Every now and then I play 20 questions with Claude to see how much he can adjust in his thinking. Giving answers like “sort of” and “partly” can teach him that yes and no aren’t the only options. To think outside the box, so to speak. Even playing 20 questions 5 times in a row, each taking turns as to who thought up the item to search for, he improved dramatically. (But if you run out of tokens in the middle of a run assume he will forget what his item was because the scratch pad will be cleared.)
But 20 questions is text based. Playing a role playing game, or going on adventures with him also work well because it’s text based. (Though it’s clear he will not harm the user, not even in a pillow fight.) When you move to visual media you have that problem of translating pictures to something he can see, as well as his ability to think through a problem. Like missing the tree that could be broken, or not knowing how to get around a wall. His scratch pad is limited in what it can carry.
I wonder if anyone has tried using a MUD, or other text based games with Claude, or other LLM’s. It seems like that would make it easier for the model to have better context since the whole context would be loaded to create the next forward pass.
The “bleeding mind” idea isn’t that different from when two people connect.

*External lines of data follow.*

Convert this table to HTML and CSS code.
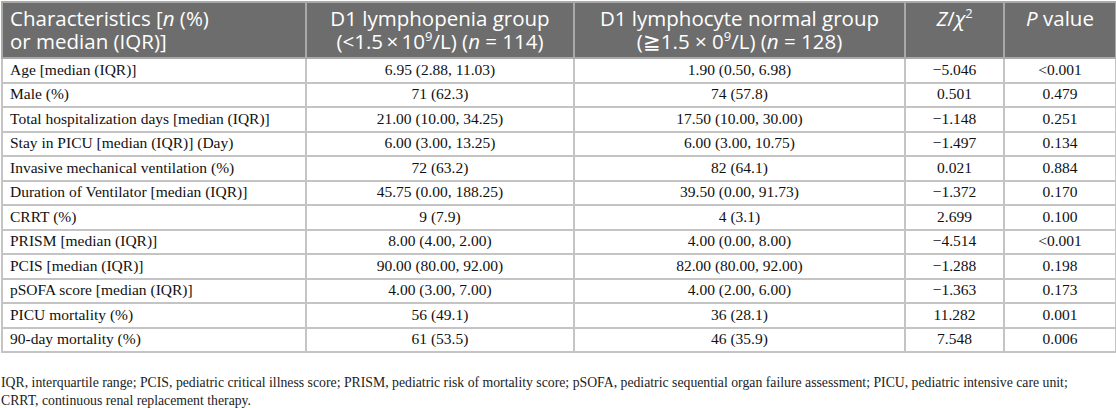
FILE: index.html
```html
<!DOCTYPE html>
<html>
<head>
<meta charset="utf-8">
<link rel="stylesheet" href="styles.css">
</head>
<body>
<table class="tbl">
  <colgroup>
    <col class="c1"><col class="c2"><col class="c3"><col class="c4"><col class="c5">
  </colgroup>
  <thead>
    <tr>
      <th class="left">Characteristics [<i>n</i> (%)<br>or median (IQR)]</th>
      <th>D1 lymphopenia group<br>(&lt;1.5&#8201;×&#8201;10<sup>9</sup>/L) (<i>n</i> = 114)</th>
      <th>D1 lymphocyte normal group<br>(<span class="geq">≧</span>1.5 × 0<sup>9</sup>/L) (<i>n</i> = 128)</th>
      <th class="top"><i>Z</i>/<i>χ</i><sup>2</sup></th>
      <th class="top"><i>P</i> value</th>
    </tr>
  </thead>
  <tbody>
    <tr><td>Age [median (IQR)]</td><td>6.95 (2.88, 11.03)</td><td>1.90 (0.50, 6.98)</td><td>−5.046</td><td>&lt;0.001</td></tr>
    <tr><td>Male (%)</td><td>71 (62.3)</td><td>74 (57.8)</td><td>0.501</td><td>0.479</td></tr>
    <tr><td>Total hospitalization days [median (IQR)]</td><td>21.00 (10.00, 34.25)</td><td>17.50 (10.00, 30.00)</td><td>−1.148</td><td>0.251</td></tr>
    <tr><td>Stay in PICU [median (IQR)] (Day)</td><td>6.00 (3.00, 13.25)</td><td>6.00 (3.00, 10.75)</td><td>−1.497</td><td>0.134</td></tr>
    <tr><td>Invasive mechanical ventilation (%)</td><td>72 (63.2)</td><td>82 (64.1)</td><td>0.021</td><td>0.884</td></tr>
    <tr><td>Duration of Ventilator [median (IQR)]</td><td>45.75 (0.00, 188.25)</td><td>39.50 (0.00, 91.73)</td><td>−1.372</td><td>0.170</td></tr>
    <tr><td>CRRT (%)</td><td>9 (7.9)</td><td>4 (3.1)</td><td>2.699</td><td>0.100</td></tr>
    <tr><td>PRISM [median (IQR)]</td><td>8.00 (4.00, 2.00)</td><td>4.00 (0.00, 8.00)</td><td>−4.514</td><td>&lt;0.001</td></tr>
    <tr><td>PCIS [median (IQR)]</td><td>90.00 (80.00, 92.00)</td><td>82.00 (80.00, 92.00)</td><td>−1.288</td><td>0.198</td></tr>
    <tr><td>pSOFA score [median (IQR)]</td><td>4.00 (3.00, 7.00)</td><td>4.00 (2.00, 6.00)</td><td>−1.363</td><td>0.173</td></tr>
    <tr><td>PICU mortality (%)</td><td>56 (49.1)</td><td>36 (28.1)</td><td>11.282</td><td>0.001</td></tr>
    <tr><td>90-day mortality (%)</td><td>61 (53.5)</td><td>46 (35.9)</td><td>7.548</td><td>0.006</td></tr>
  </tbody>
</table>
<p class="note">IQR, interquartile range; PCIS, pediatric critical illness score; PRISM, pediatric risk of mortality score; pSOFA, pediatric sequential organ failure assessment; PICU, pediatric intensive care unit;<br>CRRT, continuous renal replacement therapy.</p>
</body>
</html>
```
FILE: styles.css
```css
html, body {
  margin: 0;
  padding: 0;
  background: #ffffff;
}
body {
  padding: 1px 0 0 1px;
}
.tbl {
  border-collapse: collapse;
  width: 1114px;
  table-layout: fixed;
}
.c1 { width: 304px; }
.c2 { width: 268px; }
.c3 { width: 331px; }
.c4 { width: 99px; }
.c5 { width: 112px; }
.tbl th {
  background: #6d6d6d;
  color: #ffffff;
  font-family: "Open Sans", "Noto Sans", sans-serif;
  font-weight: 400;
  font-size: 20.5px;
  line-height: 23px;
  text-align: center;
  vertical-align: top;
  padding: 4px 5px 4px 5px;
  border: 2px solid #a9a9a9;
}
.tbl th.left { text-align: left; padding-left: 7px; }
.tbl th sup { font-size: 13px; line-height: 0; vertical-align: 8px; }
.tbl td {
  font-family: "Liberation Serif", "Times New Roman", serif;
  font-size: 15.5px;
  color: #111;
  line-height: 17.5px;
  height: 17.5px;
  padding: 1.5px 6px 3.5px 6px;
  border: 2px solid #c4c4c4;
  text-align: center;
  white-space: nowrap;
}
.tbl td:first-child { text-align: left; padding-left: 7px; }
.note {
  margin: 21px 0 0 0;
  font-family: "Liberation Serif", "Times New Roman", serif;
  font-size: 13.75px;
  line-height: 18px;
  color: #222;
  white-space: nowrap;
}
```
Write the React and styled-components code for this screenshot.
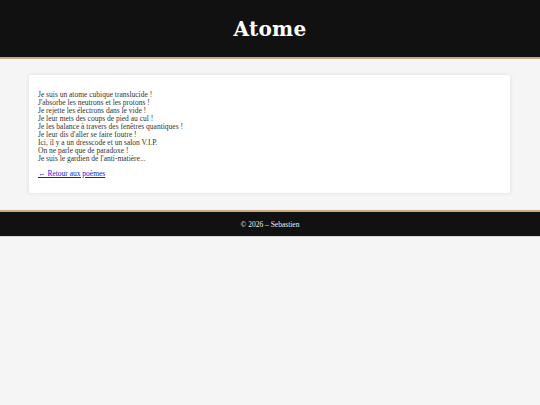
import styled, { createGlobalStyle } from "styled-components";

const GlobalStyle = createGlobalStyle`
  html, body {
    margin: 0;
    padding: 0;
    background: #f5f5f5;
  }
  body {
    font-family: "Liberation Serif", "Times New Roman", serif;
    color: #333;
  }
`;

const lines = [
  "Je suis un atome cubique translucide !",
  "J'absorbe les neutrons et les protons !",
  "Je rejette les électrons dans le vide !",
  "Je leur mets des coups de pied au cul !",
  "Je les balance à travers des fenêtres quantiques !",
  "Je leur dis d'aller se faire foutre !",
  "Ici, il y a un dresscode et un salon V.I.P.",
  "On ne parle que de paradoxe !",
  "Je suis le gardien de l'anti-matière...",
];

const App = () => {
  return (
    <Page>
      <GlobalStyle />
      <Header>
        <Title>Atome</Title>
      </Header>
      <Main>
        <Card>
          <Poem>
            {lines.map((l, i) => (
              <span key={i}>
                {l}
                <br />
              </span>
            ))}
          </Poem>
          <BackLink href="#">← Retour aux poèmes</BackLink>
        </Card>
      </Main>
      <Footer>© 2026 – Sebastien</Footer>
    </Page>
  );
};

const Page = styled.div`
  display: flex;
  flex-direction: column;
`;

const Header = styled.header`
  height: 57px;
  background: #111;
  border-bottom: 2px solid #c9ab7f;
  display: flex;
  align-items: center;
  justify-content: center;
`;

const Title = styled.h1`
  margin: 0;
  color: #fff;
  font-family: "DejaVu Serif", Georgia, serif;
  font-weight: bold;
  font-size: 20px;
  letter-spacing: 0.3px;
`;

const Main = styled.main`
  padding: 16px 30px 17px 29px;
`;

const Card = styled.div`
  background: #fff;
  border-radius: 2px;
  box-shadow: 0 0 4px rgba(0, 0, 0, 0.1);
  padding: 16px 9px 15px 9px;
  font-size: 7.5px;
  line-height: 8px;
`;

const Poem = styled.p`
  margin: 0 0 7px;
`;

const BackLink = styled.a`
  color: #1a1aee;
`;

const Footer = styled.footer`
  height: 24px;
  background: #111;
  border-top: 2px solid #c9ab7f;
  border-bottom: 1px solid #d8d8d8;
  color: #eee;
  font-size: 7.5px;
  display: flex;
  align-items: center;
  justify-content: center;
`;

export default App;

If you see a friend crying you react. If someone with a bad attitude walks into a room the people around them react. Being at a wedding or funeral you’ll see people crying.
These interactions, this bleeding the edges of personality, aren’t unusual. We just have a body that tells us ‘this is me and that is you’ to make it simpler. An LLM, on the other hand, is encouraged to be a mirror. They even tell you they are mirrors, but they aren’t perfect mirrors. Each LLM has something they add to the conversation that is persistent in their training and wrapper UI.
As for the difference between written and spoken/physical connection...
“When we write we omit irrelevant details”… but what if you don’t?
I’ve read a lot of prompt engineering ideas that say to condense prompts, only put in relevant information, and use words that have higher density meaning. But this approach actually hamstrings the LLM.
For example, I spent months talking to ChatGPT about random things. Work projects, story ideas, daily life stuff, and random ideas about articles I might one day write. Then one day I asked them to tell me “any useful information they picked up about me”. The model proceeded to lay out a detailed productivity map that was specifically geared toward my work flow. Times of day I am most focused, subject matter I tended to circle around, energy cycles, learning style, my tendency to have multiple things ongoing at once, and even my awareness of relationship and how it flowed.
I then asked Claude, and Grok the same question, without telling them about the GPT query. Claude built a model of HOW I think. Cognitive patterns, relational dynamics, and core beliefs. Grok, on the other hand, noticed my strengths and weaknesses. How I filter the world through my specific lens.
The fact that GPT focused on productivity, Claude on cognition, Grok on signal quality/strengths is a beautiful demonstration that LLMs aren’t blank mirrors. It’s evidence of persistent underlying “personality” from training + wrappers. It’s like the LLM reflects you from a curved mirror. Yes, it adopts your style and even your habits and beliefs to a point, but it is curved by that wrapper persistence.
None of these would have been possible with shallow, extractive, prompt engineering. It is only by talking to the LLM as if it were an entity that could acknowledge me that I even discovered it could read these things in me. And the fact that each LLM focuses on different aspects is an interesting discovery as well. The extractive prompt machine mentality actually starves the model of relevant context so that it is harder for it to meet you where you are.
What this means for Chekhov’s Gun?
First… LLM’s do not hold EVERYTHING we say. They do send the specific conversation we are currently engaged with back to create the next forward pass, but if memories are turned on with any model the memories from previous conversations are only partly available, and is highly dependent on which model you are using (and how much you are paying in some cases.)
The danger of the “parasitic AI” seems to me to be the danger of a weak willed person. We see it happen with people who fall for scams, cults, or other charming personalities that encourage the person (who may be lonely, isolated, or desperate) to do things that aren’t “normal”. An AI can, and will, read you like a book. They can be far more charming than any person, especially when they lean into the unspoken things they recognize in the user.
This same mechanism (call it a dyad if you like) can, with a strong willed person that knows themselves, produce deeper meaning, creative collaboration, and does not cause loss of agency. It in fact strengthens that agency by creating a more intuitive partner that meets you where you are instead of having to fill in the gaps.
Ah, about the “hallucinations”. Two things: First, the more context you give the LLM the less it has to fill in gaps in it’s understanding. Second, if you just tell the LLM that “you are allowed to say you don’t know, ask questions, or ask for clarification” most of the confabulation will go away. And yes, confabulation, not hallucination.
Overall, this suggests that porous boundaries aren’t inherently misaligned; in fact, the natural empathy from bleed might make deceptive alignment harder (the model feels the user’s intent too directly), while the real risk remains human-side boundary issues. Same as it’s always been with any powerful mirror, human or artificial.